Junte-se um quanto baste de sabedoria. A capacidade de construir uma história e de a contar com alma. Uma pitada de entusiasmo. Uma porção de magia, quando se trata de levar uma criança pela mão do escuro até ao deslumbramento de descobrir e de compreender. Mais um jeito – especial! – de juntar engenho a isso tudo e de remexer naquilo que se esconde debaixo dela até que tudo se encaminhe para a ponta da língua. Mais essência de escutador – e, até, de adivinhador – em pequenas porções, indispensáveis à medida que uma criança deixa as traquitanas que lhe entaramelam a cabeça e, de cabeça no ar, apanha o jeito e aprende. Misture-se tudo com delicadeza, com bondade e com paciência. Dê-se o tempo indispensável para levedar e apurar. Adicione-se perseverança e a sensatez de não querer que os resultados apareçam de rompante. Mais encantamento, aos pedaços. Dê-se a tudo isso anos de escola. Meios, formação e oportunidades. E ter-se-á construído um professor.

É por isso que não se entende que não se decrete o estado de calamidade quando nos deparamos com 40% dos professores a reformarem-se nos próximos 8 anos. E que não se pare e não nos alarmemos – depois de dois anos lectivos turbulentos, e quando seriam necessárias recuperações e mais recuperações curriculares – quando as reformas em curso de muitos professores, a falta de muitos outros e a greve às horas extraordinárias deixam imensos alunos sem aulas, e pareçam fazer de um professor um bem em vias de extinção. E que não se reflicta sobre o que foi faltando, ao longo dos anos, com responsabilidade de todos, para que, como saída de emergência, considerando aquilo que não se fez, se suponha que a solução para este estado de coisas passe pela reconversão de outros diplomados. Numa altura em que menos de 1% dos professores têm menos de 30 anos. Quando 90% dos professores manifesta a intenção de se reformar mais cedo. Quando, em 2019, dos 21 cursos de formação inicial de docentes lançados pelas instituições de ensino superior, em 12 houve menos de 10 candidatos. Quando o número de estudantes inscritos em cursos superiores de educação caiu cerca de 70%, desde o início do século. E quando os indicadores de desconsideração social dos professores e de mal-estar docente não param de aumentar.
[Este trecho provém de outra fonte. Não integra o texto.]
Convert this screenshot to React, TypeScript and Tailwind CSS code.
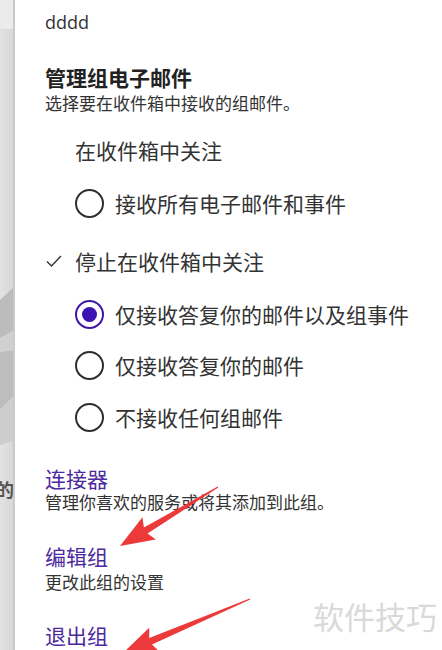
import React from "react";

type Pt = [number, number];

function arrowPoints(tail: Pt, tip: Pt) {
  const dx = tip[0] - tail[0];
  const dy = tip[1] - tail[1];
  const len = Math.hypot(dx, dy);
  const ux = dx / len;
  const uy = dy / len;
  const nx = -uy;
  const ny = ux;
  const headLen = 30;
  const base: Pt = [tip[0] - ux * headLen, tip[1] - uy * headLen];
  const wingBack: Pt = [tip[0] - ux * (headLen + 4), tip[1] - uy * (headLen + 4)];
  const pts: Pt[] = [
    [tail[0] + nx * 0.6, tail[1] + ny * 0.6],
    [base[0] + nx * 3.5, base[1] + ny * 3.5],
    [wingBack[0] + nx * 13, wingBack[1] + ny * 13],
    tip,
    [wingBack[0] - nx * 13, wingBack[1] - ny * 13],
    [base[0] - nx * 3.5, base[1] - ny * 3.5],
    [tail[0] - nx * 0.6, tail[1] - ny * 0.6],
  ];
  return pts.map((p) => p.join(",")).join(" ");
}

function Radio({ checked }: { checked?: boolean }) {
  return checked ? (
    <span className="flex h-[29px] w-[29px] shrink-0 items-center justify-center rounded-full border-2 border-[#3f17a8]">
      <span className="h-[15px] w-[15px] rounded-full bg-[#3b12b3]" />
    </span>
  ) : (
    <span className="h-[29px] w-[29px] shrink-0 rounded-full border-2 border-[#2e2e2e]" />
  );
}

function Option({ label, checked, mt }: { label: string; checked?: boolean; mt: string }) {
  return (
    <div className={`flex h-[30px] items-center pl-[30px] ${mt}`}>
      <Radio checked={checked} />
      <span className="ml-[11px] text-[21px] leading-[28px] text-[#333]">{label}</span>
    </div>
  );
}

function App() {
  return (
    <div
      className="relative flex h-[650px] w-[442px] overflow-hidden bg-white"
      style={{ fontFamily: '"Noto Sans CJK SC", "Noto Sans", sans-serif' }}
    >
      {/* page behind the panel */}
      <div className="relative h-full w-[15px] shrink-0 overflow-hidden bg-gradient-to-r from-[#e2e2e2] to-[#d6d6d6]">
        <div className="h-[30px] border-b border-[#d9d9d9] bg-[#ebebeb]" />
        <svg className="absolute left-0 top-0" width="15" height="650">
          <polygon points="0,300 15,286 15,330 0,338" fill="#bcbcbc" />
          <polygon points="0,338 15,330 15,350 0,352" fill="#d0d0d0" />
          <polygon points="0,352 15,350 15,395 0,410" fill="#bdbdbd" />
          <polygon points="0,410 15,395 15,440 0,445" fill="#cdcdcd" />
        </svg>
        <span className="absolute left-[-4px] top-[477px] text-[18px] font-bold leading-[24px] text-[#555]">的</span>
        <div className="absolute right-0 top-0 h-full w-[2px] bg-[#cacaca]" />
      </div>

      {/* panel */}
      <div className="flex-1 pl-[30px] text-[#333]">
        <div className="pt-[10px] text-[18px] leading-[24px] text-[#333]" style={{ fontFamily: '"Open Sans", "Noto Sans", sans-serif' }}>
          dddd
        </div>
        <div className="mt-[30px] text-[21px] font-bold leading-[26px] text-[#222]">管理组电子邮件</div>
        <div className="mt-[2px] text-[17px] leading-[22px]">选择要在收件箱中接收的组邮件。</div>

        <div className="mt-[22px] pl-[30px] text-[21px] leading-[28px]">在收件箱中关注</div>
        <Option label="接收所有电子邮件和事件" mt="mt-[24px]" />

        <div className="mt-[29px] flex h-[28px] items-center">
          <svg width="16" height="12" viewBox="0 0 16 12" className="ml-[1px]">
            <path d="M1 6.5 L5.5 11 L15 1" fill="none" stroke="#333" strokeWidth="1.4" />
          </svg>
          <span className="ml-[13px] text-[21px] leading-[28px]">停止在收件箱中关注</span>
        </div>
        <Option label="仅接收答复你的邮件以及组事件" checked mt="mt-[24px]" />
        <Option label="仅接收答复你的邮件" mt="mt-[21px]" />
        <Option label="不接收任何组邮件" mt="mt-[22px]" />

        <div className="mt-[34px] text-[21px] leading-[24px] text-[#4c2a9e]">连接器</div>
        <div className="mt-[1px] text-[17px] leading-[22px]">管理你喜欢的服务或将其添加到此组。</div>

        <div className="mt-[31px] text-[21px] leading-[24px] text-[#4c2a9e]">编辑组</div>
        <div className="mt-[3px] text-[17px] leading-[22px]">更改此组的设置</div>

        <div className="mt-[30px] text-[21px] leading-[24px] text-[#4c2a9e]">退出组</div>
      </div>

      {/* watermark */}
      <div className="absolute right-[5px] top-[598px] text-[31px] leading-[36px] text-[#d9d9d9]">软件技巧</div>

      {/* annotation arrows */}
      <svg className="pointer-events-none absolute left-0 top-0" width="442" height="650">
        <polygon points={arrowPoints([218, 487], [120, 546])} fill="#ec3a3a" />
        <polygon points={arrowPoints([250, 599], [123, 653])} fill="#ec3a3a" />
      </svg>
    </div>
  );
}

export default App;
Um professor leva anos a construir. Requer cuidado, atenção e carinho. Exige respeito e ponderação. Porque são os professores, todos juntos, que constroem a escola. E porque eles são os operários do futuro.  Por isso mesmo, não se entende que a escola não seja um imperativo de regime. E que aquilo que se passa com os professores – sobretudo depois deles terem dado provas inacreditáveis de compromisso e de missão para com a educação, durante a pandemia – não exija de todos a planificação e a urgência que faça com que a escola não morra. Porque sem professores a escola não existe. E sem a escola não há futuro.